Few things on earth are as deeply uncool, as heroically off-trend, as sending Evangelical Christian missionaries to Catholic Europe.
If your son or daughter has taken up this career, you probably do not boast about it at the golf club.
So what. For one thing, if a Catholic nation like Spain can embrace gays and scientologists and people with blue hair, a dash of evangelical missionaries surely only adds to the joyous mix. As soon as we evangelicals stop trying to be respectable, we can take our natural place.
For another thing, whatever the spiritual vitality or otherwise of the Catholic church, masses of people in Catholic countries are finding spiritual renewal through movements started by evangelicals and Pentecostals. They are more than 10% of the population in Argentina, for example, more than 20% in the Philippines.

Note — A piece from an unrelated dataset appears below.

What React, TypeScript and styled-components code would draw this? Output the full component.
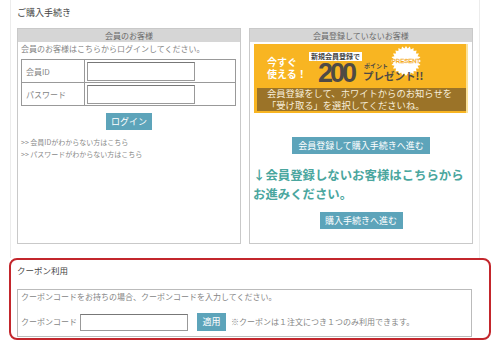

And for a third, Christ’s evident habit of championing the outcast, the laughed-at and the dispossessed has turned builders’ rubble into cornerstone and capstone.
The people who listened
The mission I work for, WEC International, was sending missionaries to Spain from the 1960s onward. They had a difficult time of it. When they did presentations of the gospel in the public parks, hardly anyone listened except the drug addicts.
After much soul-searching, and probably trying every other alternative, in 1985 one or two single male WEC missionaries starting opening their apartments to these same addicts.
Somehow all the ducks lined up and something wonderful happened. This small start evolved, through God’s blessing, into a movement called Betel that now runs 60 homes for recovering heroinistas in 23 Spanish provinces and has spread to 25 other countries.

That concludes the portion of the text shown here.